It lay on the ground for years after the church burned in 1948, having spent its history as the cross atop the steeple at the old Sacred Heart Mission since 1916.
On Saturday, the members of the mission attended a special mass led by the bishop of Spokane, then went outside to bless the old cross where it now sits restored in its new home.
After the old church burned, the cross lay in the rubble for years, forgotten in the grass that grew up around it. But its cover of tin, around a wooden box structure inside, meant it wasn't finished.
Jackie Cook of the Colville Tribes' History and Archeology Department said that "at least three years ago" they went up the little hill above the current mission to look at the old burn site and the cross that had fallen from the top of the burning church.
"I convinced the program manager that we needed to take it back to the office, and we needed to have it restored," she said, "and so it sat in our work shed for another couple of years."
That's when the department hired a maintenance specialist. Sean Gromberg "took it upon himself to restore the cross," she said, carefully removing all the nails through the tin, replacing the hollowed and burned cross inside with a new solid wood one, replaced all the nails and sealed it.
"It now weighs about 300 pounds," Cook said.
But it's not going up on a steeple. The History and Archeology staff installed it on a new concrete pad in front of the current church, at an angle that looks back up the hill to where it once stood and also ahead in the opposite direction to its new mission.
"And so when I saw it up ... what I got - it looks like it's home," Cook said. "It looks like it belongs right here, and it's very close to where it was."
Cook said the work was funded by a patron who lives in Wenatchee.
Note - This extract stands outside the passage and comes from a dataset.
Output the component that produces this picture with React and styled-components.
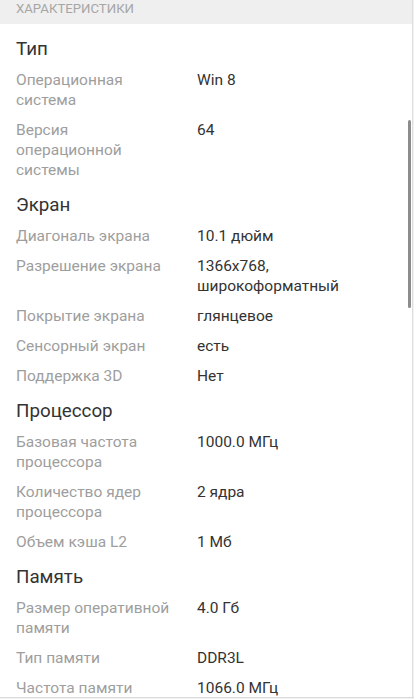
import React from 'react'
import styled, { createGlobalStyle } from 'styled-components'

const GlobalStyle = createGlobalStyle`
  html, body {
    margin: 0;
    padding: 0;
    background: #f2f2f2;
  }
  body {
    font-family: Roboto, "Noto Sans", "Liberation Sans", sans-serif;
    -webkit-font-smoothing: antialiased;
  }
`

const Screen = styled.div`
  position: relative;
  width: 414px;
  height: 699px;
  overflow: hidden;
  background: #f2f2f2;
`

const Panel = styled.div`
  width: 412px;
  min-height: 100%;
  background: #fff;
  border-right: 1px solid #dedede;
`

const Header = styled.div`
  height: 24px;
  padding-left: 16px;
  background: #efefef;
  color: #a6a6a6;
  font-size: 13.2px;
  line-height: 18px;
  text-transform: uppercase;
`

const List = styled.div`
  padding: 5px 16px 0;
`

const SectionTitle = styled.h2`
  margin: 0;
  padding: 8px 0 4px;
  font-size: 18.8px;
  line-height: 24px;
  font-weight: 400;
  color: #333;
`

const Row = styled.div`
  display: grid;
  grid-template-columns: 156px 1fr;
  column-gap: 25px;
  padding: 5px 0;
  font-size: 15.5px;
  line-height: 20px;
`

const Label = styled.span`
  color: #9e9e9e;
`

const Value = styled.span`
  color: #333;
`

const Scrollbar = styled.div`
  position: absolute;
  left: 408px;
  top: 120px;
  width: 3px;
  height: 188px;
  border-radius: 2px;
  background: #8c8c8c;
`

const BottomEdge = styled.div`
  position: absolute;
  left: 0;
  right: 0;
  bottom: 0;
  height: 1px;
  border-top: 1px solid #dadada;
  background: #f2f2f2;
`

const specs = [
  {
    title: 'Тип',
    items: [
      ['Операционная система', 'Win 8'],
      ['Версия операционной системы', '64'],
    ],
  },
  {
    title: 'Экран',
    items: [
      ['Диагональ экрана', '10.1 дюйм'],
      ['Разрешение экрана', '1366x768, широкоформатный'],
      ['Покрытие экрана', 'глянцевое'],
      ['Сенсорный экран', 'есть'],
      ['Поддержка 3D', 'Нет'],
    ],
  },
  {
    title: 'Процессор',
    items: [
      ['Базовая частота процессора', '1000.0 МГц'],
      ['Количество ядер процессора', '2 ядра'],
      ['Объем кэша L2', '1 Мб'],
    ],
  },
  {
    title: 'Память',
    items: [
      ['Размер оперативной памяти', '4.0 Гб'],
      ['Тип памяти', 'DDR3L'],
      ['Частота памяти', '1066.0 МГц'],
    ],
  },
]

export default function App() {
  return (
    <Screen>
      <GlobalStyle />
      <Panel>
        <Header>Характеристики</Header>
        <List>
          {specs.map((section) => (
            <section key={section.title}>
              <SectionTitle>{section.title}</SectionTitle>
              {section.items.map(([label, value]) => (
                <Row key={label}>
                  <Label>{label}</Label>
                  <Value>{value}</Value>
                </Row>
              ))}
            </section>
          ))}
        </List>
      </Panel>
      <Scrollbar />
      <BottomEdge />
    </Screen>
  )
}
Among those attending the ceremony were two tribal elders Cook said were likely the last two who had prayed in the old church - Barbara Aripa and Alvina Cawston.
"Alvina and I were on catechism there many years ago," Aripa recalled. She remembered when it burned. "I went around opposite to look at it," she said. "It made us cry."
Cawston also remembered "the catechism classes, the nuns and the priests who came to teach us, and playing on the hillside in the sand."
"The sand is still there," commented Nancy Armstrong-Montes, drawing laughter.
"I hope this cross will be a reminder and inspiration that life goes on, our faith goes on, but we have to work at it," said Rev. Joseph Fortier, known to most in Nespelem as Father Jake.
The Most Rev. Thomas A. Daly, bishop of Spokane, said that after lying in the grass for decades, the cross has "come home now. And this cross will be a sign that no matter the struggles, the difficulties, Christ is with us."
The priests prayed for a blessing on the cross for that effect. Steve Abrahamson smudged smoke on the cross and all who attended.
Afterward, all enjoyed a meal and conversation under the mission's outdoor cover.